As Yob has entered their 22nd year as a band, they’re still moving along a continuum that began with the release of their 2001 debut, Elaborations of Carbon. Though the sound of the band has evolved, grown and become something less defined by the trappings of genre, some things certainly have changed for the band. The lineup, for one—Foster and Rieseberg didn’t join the band until after the release of Carbon. Yet there’s another element that’s changed dramatically for Yob: the audience. And that audience has grown considerably in just the past decade, the reverberations of their music reaching an increasingly wider number of people long after they began playing together. It’s something that’s given Yob reason to ponder what that means for them, even after establishing their musical identity through eight unique, albeit connected LPs.

“We only play music that we love. We only do things that sound like fun,” Scheidt says. “And so that’s as true today as it was 20 years ago. But the biggest change is that people are listening. We haven’t changed—we’ve evolved as a band, but for the longest time there wasn’t a crowd. I mean, there was a crowd but it was small. That was fine, because nobody expected more. This wasn’t cool-kid music. It was not. Somewhere along the line, that changed. And this style of music got on the radar of people outside this style of music. And so our audience has grown, and it’s afforded bands like ours opportunities that we wouldn’t have had otherwise. So I think we marvel at that, but the important thing is to not let it compromise our credo. And not let it compromise the art. We have to make decisions that protect the lineage and protect what a growing audience enjoys about us. Even having that observation is a big change.”

As that audience grows, it feeds into the broader intentions of Yob’s music. Scheidt talks about the audience more like that of a community. Yob might be the ones performing at their shows, but the people channeling or receiving it are a crucial part of what they do. Scheidt sometimes makes a “praying hands” gesture while onstage, and it’s common to read their live sets described as “spiritual.” It’s not uncommon to see people share a hug at their shows, even with Scheidt himself, which might seem rare at a metal show. But then again, Yob’s own website speaks volumes: Yobislove.com. A Yob show is about being part of something bigger, though Scheidt acknowledges that not everyone might be as invested in savoring that moment. And that’s OK too.

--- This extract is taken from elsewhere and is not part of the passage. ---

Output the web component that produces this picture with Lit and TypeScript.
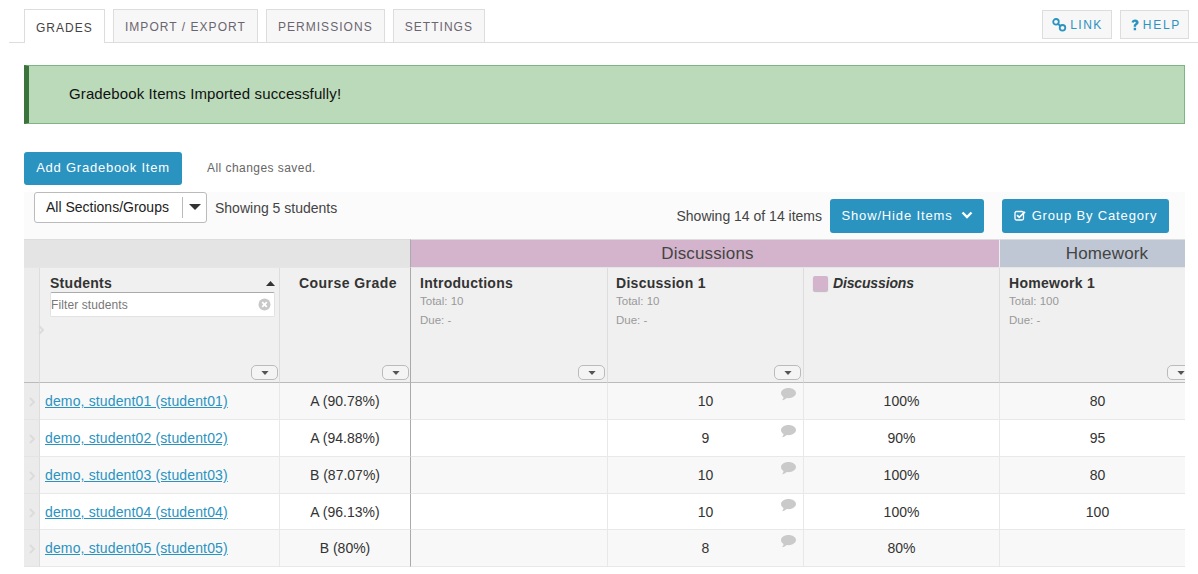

“A person that just loves the heaviness and volume and the thing that we do, to the person that’s having a resonant experience that goes to an emotional or spiritual or whatever-you-want-to-call-it space, it definitely is a shared experience,” he says. “It’s not something that we’re creating, it’s something that the whole crowd creates. It is communal. And then there’s people in the room that could give two fucks. They’re drinking their beers and talking to their friends and they already saw the band they wanted to see. It’s all good.”

Processing Yob’s music is something that takes time on the part of the listener, not just because of the slow-burn sensibility of their songwriting or the space they build within each composition, but because of the literal length of the songs. Tracks such as “The Great Cessation” or “The Mental Tyrant” surpass 20 minutes apiece. It’s an investment, but it’s one that’s intended to be repaid on a deeper level. After building up two decades’ worth of music, Scheidt says he hopes that Yob can mean something of significance to anyone who hears it. It’s heavy music—it should leave an impact.

“My hope is that…people feel better at the end of a set,” he says. “Or that it’s of some medicinal use, or a soundtrack to a moment of kickassery or good times. Or maybe someone can come up for air with our music, because it doesn’t fit into the genre thing. They can come up for air with us. But it’s overwhelmingly positive. We’re giving people permission to feel what they feel.”